Confindustria: “Troppa complessità”
Complessità che, per Confindustria, sono amplificate dalla frammentazione delle filiere interessate in tanti piccoli produttori ed esportatori. «Motivo per cui sarebbe stato meglio anticipare la norma con iniziative istituzionali, piattaforme ufficiali di raccolta dei dati che ne garantissero l’affidabilità evitando di scaricare pesanti oneri sulle imprese», dice Ponti. Che delinea alcuni esisti paradossali: «La norma potrebbe penalizzare gli stessi piccoli produttori dei Paesi in via di sviluppo, incentivando le imprese a rivolgersi ai gruppi più grandi e strutturati nel trasmettere i dati».
La questione dimensionale è dirimente anche dal lato italiano: gli osservatori concordano nel dire che le grandi imprese si stanno preparando, le piccole faticano. Nello studio d’impatto che accompagna il documento, Bruxelles indica che l’impostazione data alle norme porterà a risparmiare 71.920 ettari di foresta, ogni anno da qui al 2030. A corollario, si attende una riduzione di almeno 31,9 milioni di tonnellate di emissioni di carbonio nell’atmosfera che si traduce in un risparmio economico di almeno 3,2 miliardi di euro annui. A che prezzo? La Ue stima costi una tantum tra 5 e 90mila euro «per stabilire il sistema di dovuta diligenza a seconda della complessità e del rischio associato alla deforestazione delle catene di approvvigionamento dell’impresa», cui si sommano spese ricorrenti tra poche centinaia e oltre 2mila euro.

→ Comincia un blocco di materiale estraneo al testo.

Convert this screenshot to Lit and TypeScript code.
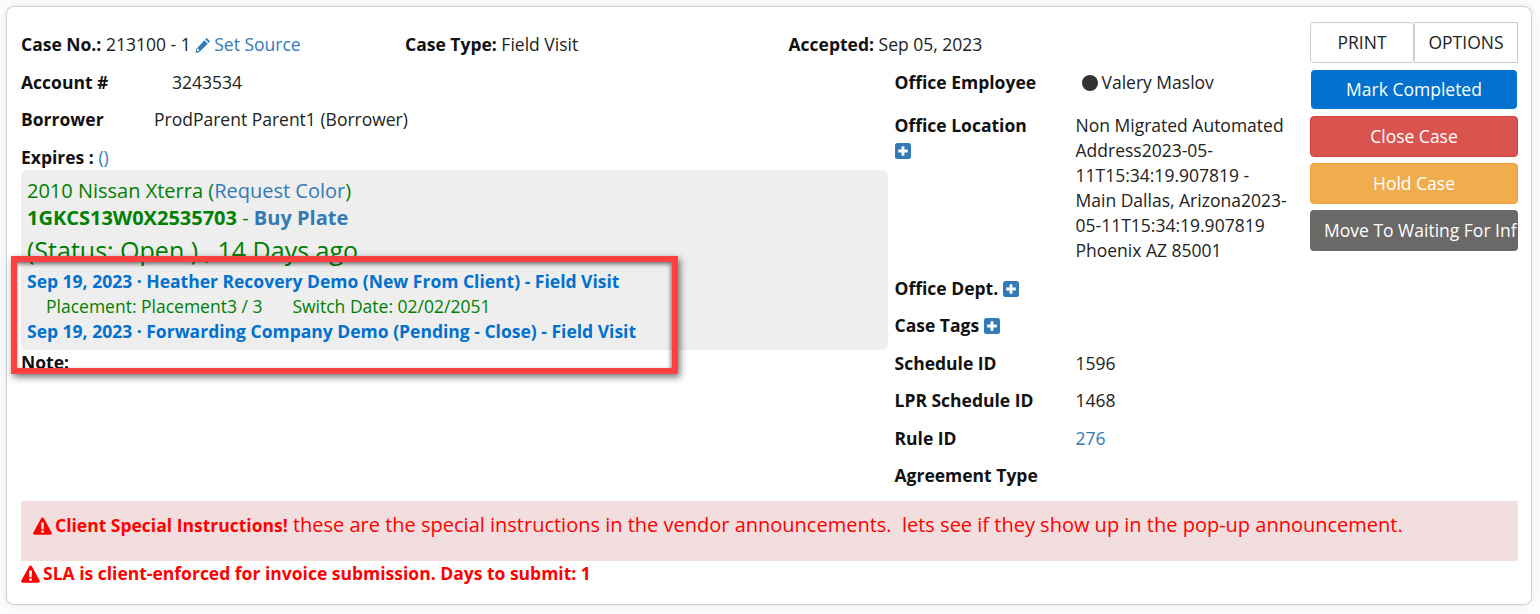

Più che una questione di costi, Ponti evidenzia però i limiti di come la norma è stata concepita: «Chi importa materiali per testarli, prima di stringere accordi commerciali, è stato esentato solo con una recente revisione del regolamento. Ma ancora oggi non è previsto il riconoscimento delle certificazioni internazionali, come quella Fsc per la carta da foreste sostenibili, quale elemento valido a evitare la raccolta di dati prevista da Eudr. Eppure le imprese hanno investito molto su questi strumenti. O ancora, non è escluso con chiarezza dagli obblighi il materiale di riciclo, con un danno evidente per la circolarità». Buchi che Confindustria spera si possano sanare da qui all’entrata in vigore, ma resta che «le imprecisioni, con continue modifiche alle regole, danneggiano la credibilità delle istituzioni».
I rincari nelle filiere
E che succederà sul mercato? C’è da mettere in conto, dice Armella, «un impatto significativo sui prezzi e l’offerta di materie prime importate dalla Ue». In alcuni casi, «i produttori potrebbero decidere di indirizzare le proprie esportazioni verso altri mercati non regolamentati, riducendo così l’offerta per l’Ue e provocando un aumento dei prezzi», spiega la docente. L’Ue esercita una forte influenza sui mercati di caffè (34,1% delle importazioni globali), cacao (22,4%), palma da olio (16,7%), soia (15,1%) e gomma (14,2%), ma ha una posizione di “leverage” meno forte sui mercati del legno (10,1%) e dei bovini (4,8%). Lecito dunque aspettarsi che «nei mercati in cui l’Ue detiene una quota di mercato maggiore, l’impatto sui prezzi e sulla deforestazione sarà più significativo». Non sarebbe un problema da poco, anche perché alcune di queste materie prime sono già al centro di un trend imponente di rialzi, come il caffè che – ha denunciato l’ad di Illycaffè, Cristina Scocchia – «viaggia a 360-70 centesimi per libbra, tre volte e mezzo il costo storico».